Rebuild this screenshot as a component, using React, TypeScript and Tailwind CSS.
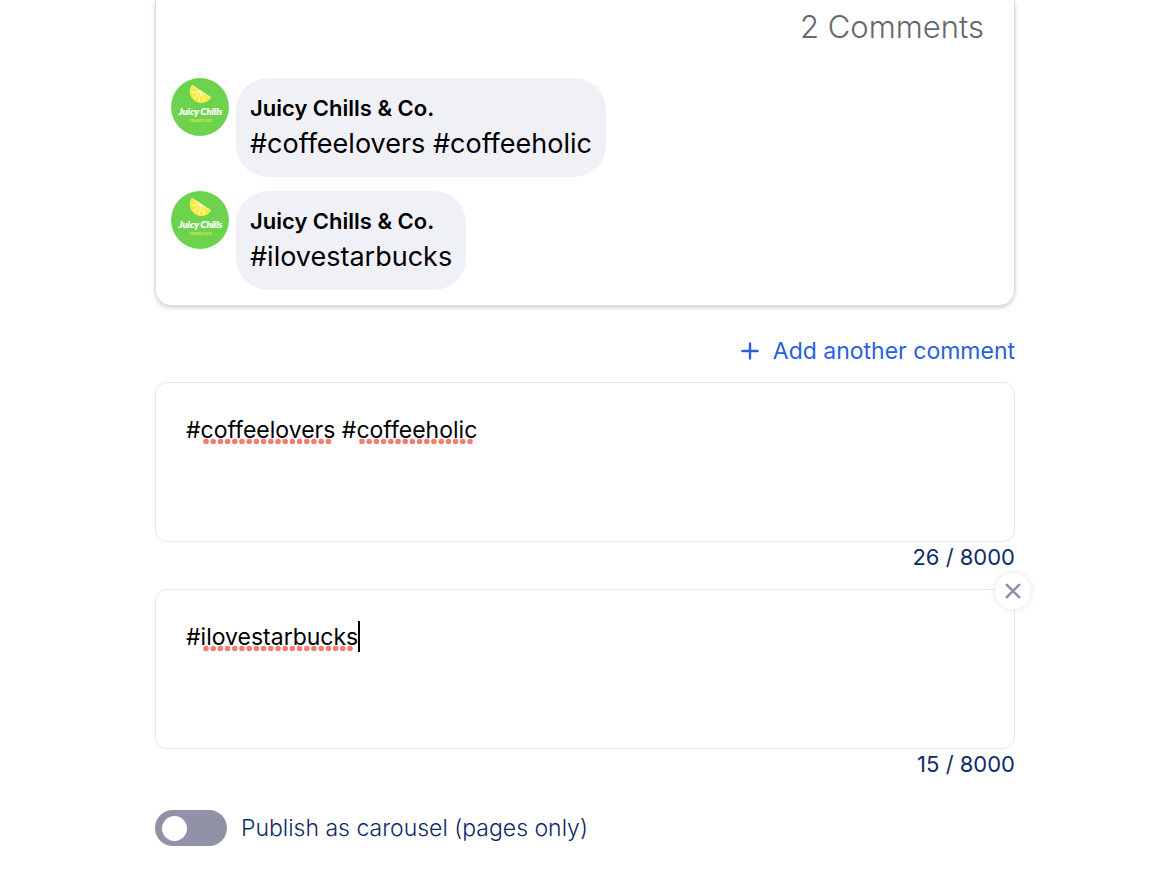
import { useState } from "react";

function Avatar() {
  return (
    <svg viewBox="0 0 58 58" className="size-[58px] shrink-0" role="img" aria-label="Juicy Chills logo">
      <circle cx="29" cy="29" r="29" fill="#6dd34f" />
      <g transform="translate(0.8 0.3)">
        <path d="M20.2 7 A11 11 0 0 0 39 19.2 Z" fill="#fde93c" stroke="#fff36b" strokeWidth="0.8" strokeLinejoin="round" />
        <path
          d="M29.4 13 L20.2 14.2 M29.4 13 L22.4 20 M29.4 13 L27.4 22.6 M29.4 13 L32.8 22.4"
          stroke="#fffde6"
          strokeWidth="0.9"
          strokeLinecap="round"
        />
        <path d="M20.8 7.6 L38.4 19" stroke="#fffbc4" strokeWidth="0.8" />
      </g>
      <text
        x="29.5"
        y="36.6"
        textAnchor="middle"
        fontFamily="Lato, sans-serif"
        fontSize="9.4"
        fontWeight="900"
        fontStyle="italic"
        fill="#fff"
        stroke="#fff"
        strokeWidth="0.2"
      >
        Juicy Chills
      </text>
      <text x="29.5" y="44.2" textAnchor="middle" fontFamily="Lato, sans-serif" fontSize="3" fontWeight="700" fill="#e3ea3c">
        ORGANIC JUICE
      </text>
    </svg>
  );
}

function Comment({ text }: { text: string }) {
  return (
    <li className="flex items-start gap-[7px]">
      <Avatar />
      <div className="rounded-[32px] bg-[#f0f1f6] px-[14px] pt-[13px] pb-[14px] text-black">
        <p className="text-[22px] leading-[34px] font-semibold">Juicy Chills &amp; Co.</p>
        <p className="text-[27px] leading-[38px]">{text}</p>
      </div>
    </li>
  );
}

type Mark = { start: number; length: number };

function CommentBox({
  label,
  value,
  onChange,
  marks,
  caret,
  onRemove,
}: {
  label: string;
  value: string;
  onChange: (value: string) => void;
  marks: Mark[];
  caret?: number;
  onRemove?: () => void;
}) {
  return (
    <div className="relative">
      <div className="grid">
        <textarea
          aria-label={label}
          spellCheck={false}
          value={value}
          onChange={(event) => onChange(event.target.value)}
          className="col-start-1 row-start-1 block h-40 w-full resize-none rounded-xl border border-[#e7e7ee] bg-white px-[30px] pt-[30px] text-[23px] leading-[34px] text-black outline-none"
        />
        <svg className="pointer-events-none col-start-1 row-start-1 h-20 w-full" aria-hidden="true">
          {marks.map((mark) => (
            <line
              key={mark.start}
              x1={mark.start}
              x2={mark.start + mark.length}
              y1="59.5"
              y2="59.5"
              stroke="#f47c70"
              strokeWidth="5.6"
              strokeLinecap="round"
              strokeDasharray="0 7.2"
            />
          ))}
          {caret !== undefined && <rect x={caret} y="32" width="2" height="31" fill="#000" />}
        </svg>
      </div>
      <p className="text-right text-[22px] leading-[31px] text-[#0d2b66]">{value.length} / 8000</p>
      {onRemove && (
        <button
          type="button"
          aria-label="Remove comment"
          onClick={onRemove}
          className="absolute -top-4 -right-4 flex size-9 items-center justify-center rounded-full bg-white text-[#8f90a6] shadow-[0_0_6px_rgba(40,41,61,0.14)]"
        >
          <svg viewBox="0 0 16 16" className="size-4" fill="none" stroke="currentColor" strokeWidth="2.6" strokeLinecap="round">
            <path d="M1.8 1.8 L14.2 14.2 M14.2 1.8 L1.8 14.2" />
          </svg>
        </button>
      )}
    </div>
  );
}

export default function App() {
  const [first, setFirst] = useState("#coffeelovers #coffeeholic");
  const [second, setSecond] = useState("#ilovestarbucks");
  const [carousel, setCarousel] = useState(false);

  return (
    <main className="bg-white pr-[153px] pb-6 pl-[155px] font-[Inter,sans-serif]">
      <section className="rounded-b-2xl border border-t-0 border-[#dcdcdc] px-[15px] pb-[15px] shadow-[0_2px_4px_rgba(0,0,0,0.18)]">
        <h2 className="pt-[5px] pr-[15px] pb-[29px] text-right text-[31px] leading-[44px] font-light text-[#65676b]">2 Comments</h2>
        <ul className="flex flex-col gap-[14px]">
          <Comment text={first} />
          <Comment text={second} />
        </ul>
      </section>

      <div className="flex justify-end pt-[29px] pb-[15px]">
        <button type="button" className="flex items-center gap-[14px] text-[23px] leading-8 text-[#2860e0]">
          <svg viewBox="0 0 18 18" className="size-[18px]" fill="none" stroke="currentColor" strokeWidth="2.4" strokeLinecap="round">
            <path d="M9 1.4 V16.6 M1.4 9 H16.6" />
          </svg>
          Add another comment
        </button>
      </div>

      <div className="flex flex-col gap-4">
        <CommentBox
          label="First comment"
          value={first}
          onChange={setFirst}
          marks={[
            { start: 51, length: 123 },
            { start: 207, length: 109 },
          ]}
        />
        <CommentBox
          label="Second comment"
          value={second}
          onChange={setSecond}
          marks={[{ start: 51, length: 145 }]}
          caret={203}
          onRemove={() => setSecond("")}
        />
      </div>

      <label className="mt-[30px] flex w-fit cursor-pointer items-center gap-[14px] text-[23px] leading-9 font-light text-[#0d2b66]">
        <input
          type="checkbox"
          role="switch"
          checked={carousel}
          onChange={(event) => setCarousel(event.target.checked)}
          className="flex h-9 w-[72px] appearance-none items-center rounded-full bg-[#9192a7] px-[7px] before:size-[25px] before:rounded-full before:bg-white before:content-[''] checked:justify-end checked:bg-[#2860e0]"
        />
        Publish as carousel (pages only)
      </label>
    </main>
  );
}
----
• _Exercise_
Reproduce the data verbatim. Do not carry any picture into the copy.

• _Worked answer_
Rebuild this screenshot as a component, using React, TypeScript and Tailwind CSS.
import { useState } from "react";

function Avatar() {
  return (
    <svg viewBox="0 0 58 58" className="size-[58px] shrink-0" role="img" aria-label="Juicy Chills logo">
      <circle cx="29" cy="29" r="29" fill="#6dd34f" />
      <g transform="translate(0.8 0.3)">
        <path d="M20.2 7 A11 11 0 0 0 39 19.2 Z" fill="#fde93c" stroke="#fff36b" strokeWidth="0.8" strokeLinejoin="round" />
        <path
          d="M29.4 13 L20.2 14.2 M29.4 13 L22.4 20 M29.4 13 L27.4 22.6 M29.4 13 L32.8 22.4"
          stroke="#fffde6"
          strokeWidth="0.9"
          strokeLinecap="round"
        />
        <path d="M20.8 7.6 L38.4 19" stroke="#fffbc4" strokeWidth="0.8" />
      </g>
      <text
        x="29.5"
        y="36.6"
        textAnchor="middle"
        fontFamily="Lato, sans-serif"
        fontSize="9.4"
        fontWeight="900"
        fontStyle="italic"
        fill="#fff"
        stroke="#fff"
        strokeWidth="0.2"
      >
        Juicy Chills
      </text>
      <text x="29.5" y="44.2" textAnchor="middle" fontFamily="Lato, sans-serif" fontSize="3" fontWeight="700" fill="#e3ea3c">
        ORGANIC JUICE
      </text>
    </svg>
  );
}

function Comment({ text }: { text: string }) {
  return (
    <li className="flex items-start gap-[7px]">
      <Avatar />
      <div className="rounded-[32px] bg-[#f0f1f6] px-[14px] pt-[13px] pb-[14px] text-black">
        <p className="text-[22px] leading-[34px] font-semibold">Juicy Chills &amp; Co.</p>
        <p className="text-[27px] leading-[38px]">{text}</p>
      </div>
    </li>
  );
}

type Mark = { start: number; length: number };

function CommentBox({
  label,
  value,
  onChange,
  marks,
  caret,
  onRemove,
}: {
  label: string;
  value: string;
  onChange: (value: string) => void;
  marks: Mark[];
  caret?: number;
  onRemove?: () => void;
}) {
  return (
    <div className="relative">
      <div className="grid">
        <textarea
          aria-label={label}
          spellCheck={false}
          value={value}
          onChange={(event) => onChange(event.target.value)}
          className="col-start-1 row-start-1 block h-40 w-full resize-none rounded-xl border border-[#e7e7ee] bg-white px-[30px] pt-[30px] text-[23px] leading-[34px] text-black outline-none"
        />
        <svg className="pointer-events-none col-start-1 row-start-1 h-20 w-full" aria-hidden="true">
          {marks.map((mark) => (
            <line
              key={mark.start}
              x1={mark.start}
              x2={mark.start + mark.length}
              y1="59.5"
              y2="59.5"
              stroke="#f47c70"
              strokeWidth="5.6"
              strokeLinecap="round"
              strokeDasharray="0 7.2"
            />
          ))}
          {caret !== undefined && <rect x={caret} y="32" width="2" height="31" fill="#000" />}
        </svg>
      </div>
      <p className="text-right text-[22px] leading-[31px] text-[#0d2b66]">{value.length} / 8000</p>
      {onRemove && (
        <button
          type="button"
          aria-label="Remove comment"
          onClick={onRemove}
          className="absolute -top-4 -right-4 flex size-9 items-center justify-center rounded-full bg-white text-[#8f90a6] shadow-[0_0_6px_rgba(40,41,61,0.14)]"
        >
          <svg viewBox="0 0 16 16" className="size-4" fill="none" stroke="currentColor" strokeWidth="2.6" strokeLinecap="round">
            <path d="M1.8 1.8 L14.2 14.2 M14.2 1.8 L1.8 14.2" />
          </svg>
        </button>
      )}
    </div>
  );
}

export default function App() {
  const [first, setFirst] = useState("#coffeelovers #coffeeholic");
  const [second, setSecond] = useState("#ilovestarbucks");
  const [carousel, setCarousel] = useState(false);

  return (
    <main className="bg-white pr-[153px] pb-6 pl-[155px] font-[Inter,sans-serif]">
      <section className="rounded-b-2xl border border-t-0 border-[#dcdcdc] px-[15px] pb-[15px] shadow-[0_2px_4px_rgba(0,0,0,0.18)]">
        <h2 className="pt-[5px] pr-[15px] pb-[29px] text-right text-[31px] leading-[44px] font-light text-[#65676b]">2 Comments</h2>
        <ul className="flex flex-col gap-[14px]">
          <Comment text={first} />
          <Comment text={second} />
        </ul>
      </section>

      <div className="flex justify-end pt-[29px] pb-[15px]">
        <button type="button" className="flex items-center gap-[14px] text-[23px] leading-8 text-[#2860e0]">
          <svg viewBox="0 0 18 18" className="size-[18px]" fill="none" stroke="currentColor" strokeWidth="2.4" strokeLinecap="round">
            <path d="M9 1.4 V16.6 M1.4 9 H16.6" />
          </svg>
          Add another comment
        </button>
      </div>

      <div className="flex flex-col gap-4">
        <CommentBox
          label="First comment"
          value={first}
          onChange={setFirst}
          marks={[
            { start: 51, length: 123 },
            { start: 207, length: 109 },
          ]}
        />
        <CommentBox
          label="Second comment"
          value={second}
          onChange={setSecond}
          marks={[{ start: 51, length: 145 }]}
          caret={203}
          onRemove={() => setSecond("")}
        />
      </div>

      <label className="mt-[30px] flex w-fit cursor-pointer items-center gap-[14px] text-[23px] leading-9 font-light text-[#0d2b66]">
        <input
          type="checkbox"
          role="switch"
          checked={carousel}
          onChange={(event) => setCarousel(event.target.checked)}
          className="flex h-9 w-[72px] appearance-none items-center rounded-full bg-[#9192a7] px-[7px] before:size-[25px] before:rounded-full before:bg-white before:content-[''] checked:justify-end checked:bg-[#2860e0]"
        />
        Publish as carousel (pages only)
      </label>
    </main>
  );
}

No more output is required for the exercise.